China and Russia are likewise involved in their own genocides (Uyghurs and Ukraine respectively), and they are just as interested in developing centralised systems of control. They will not give the world truly free and open platform.


"They will not give the world truly free and open platform", uhuhu!, but we are giving them the pivot point to claim the flag of freedom , rather than just doing that ourselves. also, one more move from you know who, and a whole lot of countrys will have to very seriously start looking for stable deals that last longer than it takes the ink to dry. China just ghosted nvidia, on the "something 200" ai chip to start shipping in march, tsmc and all there suppliers have stood down on that, and will of course, instantly re focus on the next job, which might be a batch of chips for fairphones....


> but we are giving them the pivot point to claim the flag of freedom

Nobody said that, so you're arguing with the strawman.

The OS offering actual freedom is GNU/Linux.


The day they do that, Android will just be a Chinese product and Google will lose control over it.


Huawei took control of its own destiny instead of relying on Google forks.

https://developer.huawei.com/consumer/en/design/

https://developer.huawei.com/consumer/en/harmonyos/develop/


And I am still sad that they didn't go for an open source hard fork of AOSP. Would have been fun.


Indeed and if Google would pull the plug on AOSP, some initiative like this would become the de facto Android standard.

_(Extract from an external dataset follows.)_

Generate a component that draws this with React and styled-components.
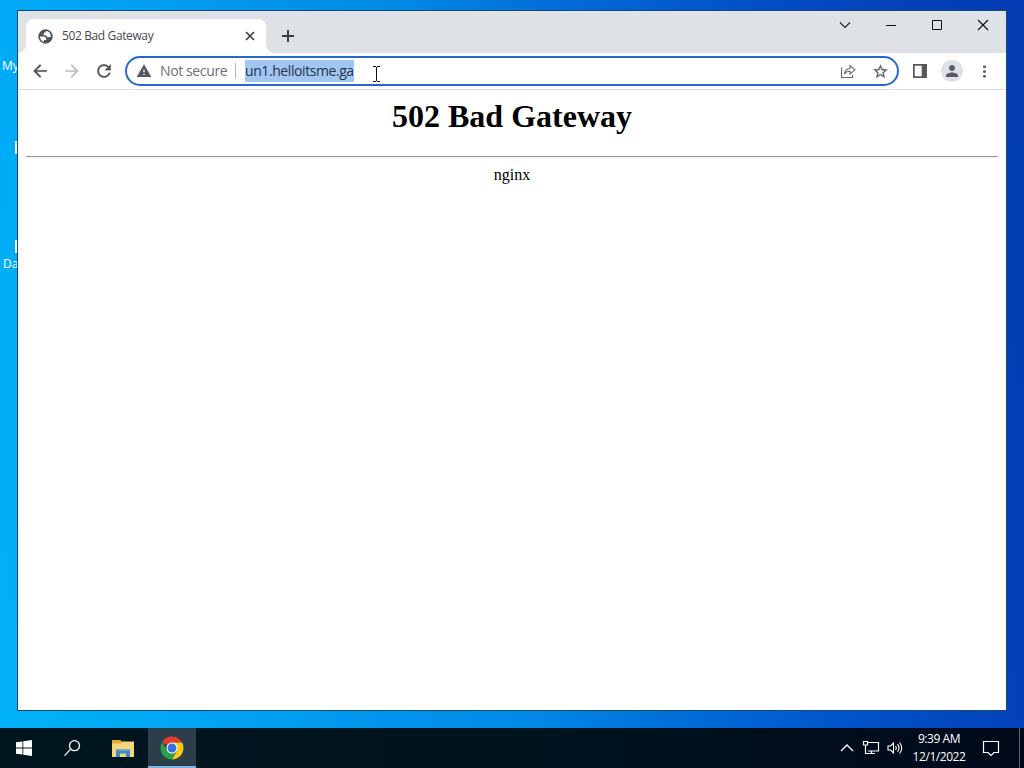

I love your optimism. What you'll see is return to 2000s where you may have had "Symbian" as the operating system, but the phones weren't compatible between themselves and apps broke and didn't work across manufacturers (or even product lines) because there was noone enforcing compatibility.

I wonder if you forgot that or you're too young to remember what kind of bizarre hell mobile development was at that time.

Heck, even early Android was really hard to develop for because CTS suite didn't cover enough and all of us spent hours upon hours (and many dollars) trying to reproduce and fix Samsung, Huawei, HTC and other bugs.


I never said it's going to be smoother than it is right now, just that Google will lose control.

8 of the top 10 manufacturers are Chinese, the last two are Samsung (which definitely isn't going to side with Google) ... and Google themselves.

If Google doesn't publish AOSP anymore, Pixels will be the only phone with their software on it, Samsung might attempt something alone and the rest will pick up the development from a Chinese government consortium which will be the de-facto default mobile platform instead of the Google one.


I doubt that people advocating for GrapheneOS would pivot to a Chinese powered platform.


They would have to follow like everybody else, they aren't powerful enough to dictate market trends.

8 out of the top 10 Android manufacturers are Chinese.

Google would just lose the ownership of Android to a Chinese consortium used by everybody else.